--- Task prompt ---
Extract every line that contains the word "this".

►

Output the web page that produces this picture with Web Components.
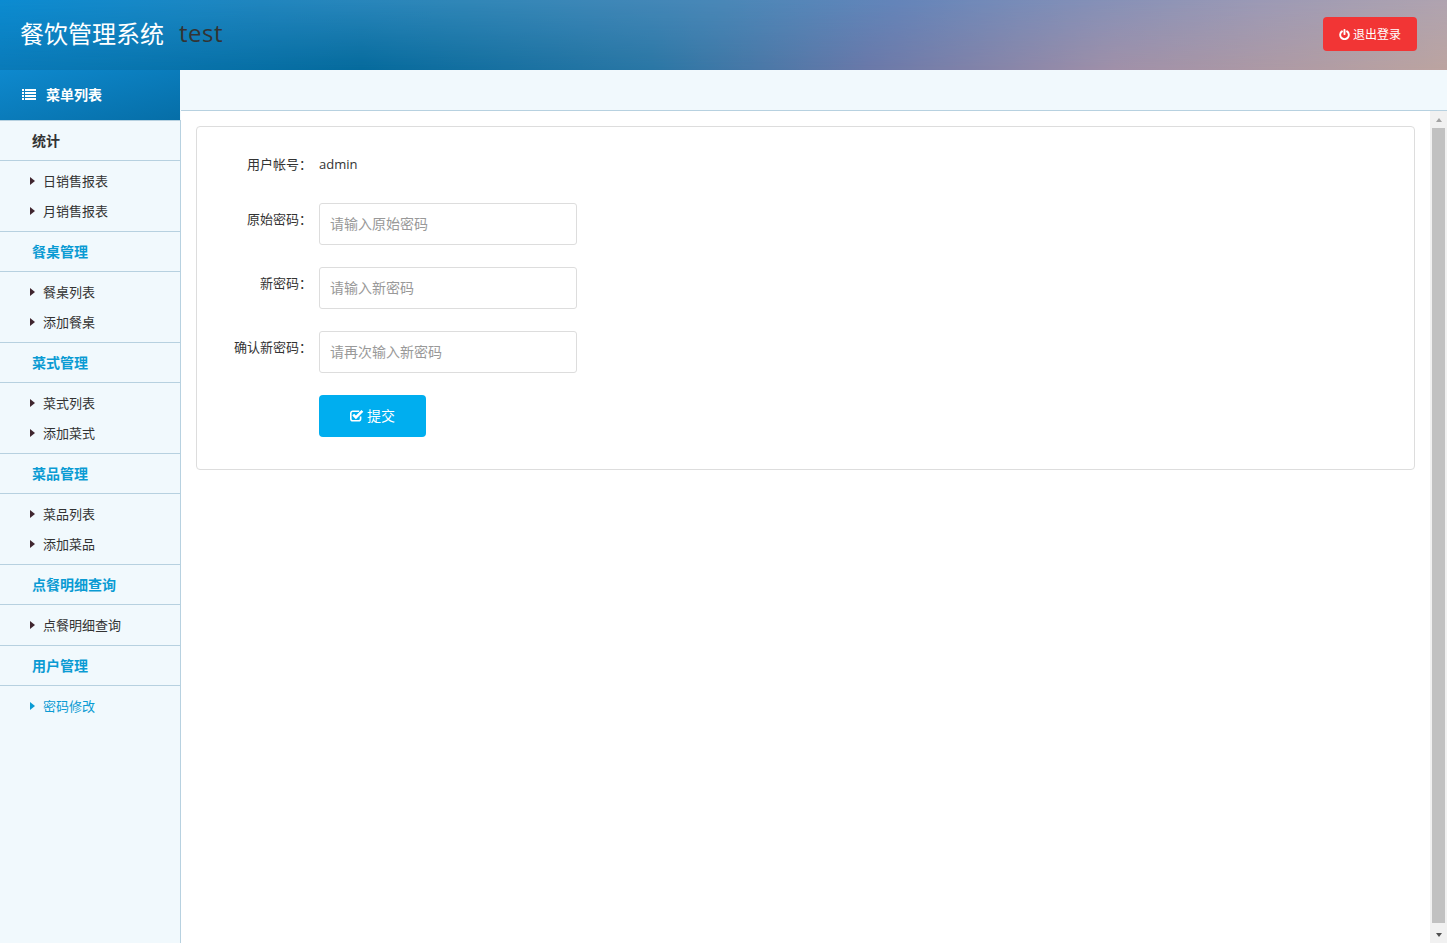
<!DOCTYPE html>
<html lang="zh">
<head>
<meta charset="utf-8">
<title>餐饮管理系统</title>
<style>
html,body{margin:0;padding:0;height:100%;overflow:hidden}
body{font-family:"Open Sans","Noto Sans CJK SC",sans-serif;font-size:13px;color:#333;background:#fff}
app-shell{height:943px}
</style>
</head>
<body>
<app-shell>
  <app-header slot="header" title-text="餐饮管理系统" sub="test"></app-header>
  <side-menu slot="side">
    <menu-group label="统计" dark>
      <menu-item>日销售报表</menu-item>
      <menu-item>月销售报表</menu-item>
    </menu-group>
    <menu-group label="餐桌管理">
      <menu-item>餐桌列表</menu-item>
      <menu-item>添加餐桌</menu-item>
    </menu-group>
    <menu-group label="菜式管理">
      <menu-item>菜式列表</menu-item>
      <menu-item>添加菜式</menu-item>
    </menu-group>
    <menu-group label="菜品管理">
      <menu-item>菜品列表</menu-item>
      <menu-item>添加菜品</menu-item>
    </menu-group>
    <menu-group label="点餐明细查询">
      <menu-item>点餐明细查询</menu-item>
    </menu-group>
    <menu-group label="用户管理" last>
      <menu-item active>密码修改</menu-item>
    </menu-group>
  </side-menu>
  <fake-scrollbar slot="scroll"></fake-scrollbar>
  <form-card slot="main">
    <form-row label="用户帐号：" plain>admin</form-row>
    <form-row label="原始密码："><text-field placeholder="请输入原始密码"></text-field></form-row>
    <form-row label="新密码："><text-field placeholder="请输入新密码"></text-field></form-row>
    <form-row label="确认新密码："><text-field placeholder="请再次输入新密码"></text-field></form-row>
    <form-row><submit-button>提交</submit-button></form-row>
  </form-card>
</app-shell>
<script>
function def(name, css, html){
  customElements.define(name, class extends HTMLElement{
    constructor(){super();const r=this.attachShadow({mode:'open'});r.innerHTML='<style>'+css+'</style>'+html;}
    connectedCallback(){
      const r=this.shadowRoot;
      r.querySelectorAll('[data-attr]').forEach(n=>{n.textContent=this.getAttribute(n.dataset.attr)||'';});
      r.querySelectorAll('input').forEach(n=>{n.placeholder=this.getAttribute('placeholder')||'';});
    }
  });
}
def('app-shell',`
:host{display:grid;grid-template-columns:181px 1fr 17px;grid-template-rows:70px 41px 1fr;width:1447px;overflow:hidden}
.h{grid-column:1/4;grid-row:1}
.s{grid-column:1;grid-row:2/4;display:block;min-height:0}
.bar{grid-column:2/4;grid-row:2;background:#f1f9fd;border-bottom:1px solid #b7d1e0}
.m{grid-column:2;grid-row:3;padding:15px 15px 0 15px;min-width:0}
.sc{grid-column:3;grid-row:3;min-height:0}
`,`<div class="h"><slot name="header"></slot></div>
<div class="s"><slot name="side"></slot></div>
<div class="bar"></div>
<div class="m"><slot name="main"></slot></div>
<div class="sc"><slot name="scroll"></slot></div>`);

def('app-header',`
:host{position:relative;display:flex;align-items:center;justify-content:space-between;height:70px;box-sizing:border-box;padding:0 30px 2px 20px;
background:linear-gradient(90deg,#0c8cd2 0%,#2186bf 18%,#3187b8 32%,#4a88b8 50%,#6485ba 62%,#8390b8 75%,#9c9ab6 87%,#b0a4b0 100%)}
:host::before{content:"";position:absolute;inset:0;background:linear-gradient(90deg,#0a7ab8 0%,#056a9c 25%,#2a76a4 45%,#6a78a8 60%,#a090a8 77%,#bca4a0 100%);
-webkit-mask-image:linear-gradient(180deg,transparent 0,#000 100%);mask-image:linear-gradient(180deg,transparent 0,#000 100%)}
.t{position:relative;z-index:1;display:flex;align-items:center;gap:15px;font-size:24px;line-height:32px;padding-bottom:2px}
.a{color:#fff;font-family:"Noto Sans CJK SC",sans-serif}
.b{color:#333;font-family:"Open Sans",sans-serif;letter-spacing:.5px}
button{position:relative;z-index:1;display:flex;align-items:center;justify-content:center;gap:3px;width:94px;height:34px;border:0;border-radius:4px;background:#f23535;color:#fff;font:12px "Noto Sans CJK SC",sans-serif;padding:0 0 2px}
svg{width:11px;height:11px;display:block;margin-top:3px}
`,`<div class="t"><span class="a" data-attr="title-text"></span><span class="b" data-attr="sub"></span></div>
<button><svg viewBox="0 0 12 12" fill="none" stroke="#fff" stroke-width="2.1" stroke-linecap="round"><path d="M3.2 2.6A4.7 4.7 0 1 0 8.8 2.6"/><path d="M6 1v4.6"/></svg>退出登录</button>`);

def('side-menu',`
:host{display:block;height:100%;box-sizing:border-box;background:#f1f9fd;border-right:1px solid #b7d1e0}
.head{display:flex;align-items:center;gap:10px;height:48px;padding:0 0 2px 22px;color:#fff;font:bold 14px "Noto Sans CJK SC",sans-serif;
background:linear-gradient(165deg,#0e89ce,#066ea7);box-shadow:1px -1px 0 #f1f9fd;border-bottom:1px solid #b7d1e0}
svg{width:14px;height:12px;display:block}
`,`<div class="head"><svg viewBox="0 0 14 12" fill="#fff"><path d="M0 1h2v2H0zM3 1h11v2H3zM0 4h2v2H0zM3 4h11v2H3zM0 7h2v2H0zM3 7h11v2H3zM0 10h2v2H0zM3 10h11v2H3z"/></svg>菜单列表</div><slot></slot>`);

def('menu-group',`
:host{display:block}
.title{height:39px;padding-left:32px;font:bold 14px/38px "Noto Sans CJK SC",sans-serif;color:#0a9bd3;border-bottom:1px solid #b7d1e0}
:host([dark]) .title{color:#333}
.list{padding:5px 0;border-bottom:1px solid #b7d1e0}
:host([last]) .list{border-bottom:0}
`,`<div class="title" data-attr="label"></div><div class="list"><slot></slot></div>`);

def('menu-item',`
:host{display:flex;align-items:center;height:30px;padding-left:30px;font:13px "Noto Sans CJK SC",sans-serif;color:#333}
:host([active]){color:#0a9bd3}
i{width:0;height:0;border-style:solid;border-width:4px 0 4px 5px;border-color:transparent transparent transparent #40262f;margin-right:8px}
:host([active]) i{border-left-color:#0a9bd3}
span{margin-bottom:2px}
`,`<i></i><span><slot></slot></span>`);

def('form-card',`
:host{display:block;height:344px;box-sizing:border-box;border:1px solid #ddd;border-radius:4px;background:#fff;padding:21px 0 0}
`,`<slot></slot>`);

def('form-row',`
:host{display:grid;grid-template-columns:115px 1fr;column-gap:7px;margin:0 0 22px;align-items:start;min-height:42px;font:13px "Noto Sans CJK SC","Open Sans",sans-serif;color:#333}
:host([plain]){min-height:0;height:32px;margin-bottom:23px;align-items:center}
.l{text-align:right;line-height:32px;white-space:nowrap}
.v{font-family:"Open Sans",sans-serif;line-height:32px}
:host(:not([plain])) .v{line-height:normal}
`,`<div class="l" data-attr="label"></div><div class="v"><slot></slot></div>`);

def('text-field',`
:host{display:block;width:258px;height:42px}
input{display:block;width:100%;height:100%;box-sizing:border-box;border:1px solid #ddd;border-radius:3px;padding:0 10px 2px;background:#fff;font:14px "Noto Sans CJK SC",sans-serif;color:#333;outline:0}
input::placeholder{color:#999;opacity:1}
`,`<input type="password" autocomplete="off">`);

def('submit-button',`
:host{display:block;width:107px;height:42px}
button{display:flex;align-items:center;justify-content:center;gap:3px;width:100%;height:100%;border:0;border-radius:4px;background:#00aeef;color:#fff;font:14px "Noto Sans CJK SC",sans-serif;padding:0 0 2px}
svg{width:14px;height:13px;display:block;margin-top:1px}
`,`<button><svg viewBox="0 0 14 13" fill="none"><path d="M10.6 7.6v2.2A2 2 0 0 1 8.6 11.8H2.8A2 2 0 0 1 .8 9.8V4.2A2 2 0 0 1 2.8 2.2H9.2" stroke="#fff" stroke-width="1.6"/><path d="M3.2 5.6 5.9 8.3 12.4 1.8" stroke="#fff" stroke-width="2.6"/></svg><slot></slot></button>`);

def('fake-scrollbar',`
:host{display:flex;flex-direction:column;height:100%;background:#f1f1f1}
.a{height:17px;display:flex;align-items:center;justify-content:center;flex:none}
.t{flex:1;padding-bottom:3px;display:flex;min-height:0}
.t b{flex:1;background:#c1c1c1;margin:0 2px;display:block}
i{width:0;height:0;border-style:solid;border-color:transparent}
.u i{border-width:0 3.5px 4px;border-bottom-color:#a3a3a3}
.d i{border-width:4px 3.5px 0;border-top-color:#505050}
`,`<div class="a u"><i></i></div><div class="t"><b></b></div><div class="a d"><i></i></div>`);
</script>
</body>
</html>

◄

--- Right answer ---
Output the web page that produces this picture with Web Components.
    constructor(){super();const r=this.attachShadow({mode:'open'});r.innerHTML='<style>'+css+'</style>'+html;}
      const r=this.shadowRoot;
      r.querySelectorAll('[data-attr]').forEach(n=>{n.textContent=this.getAttribute(n.dataset.attr)||'';});
      r.querySelectorAll('input').forEach(n=>{n.placeholder=this.getAttribute('placeholder')||'';});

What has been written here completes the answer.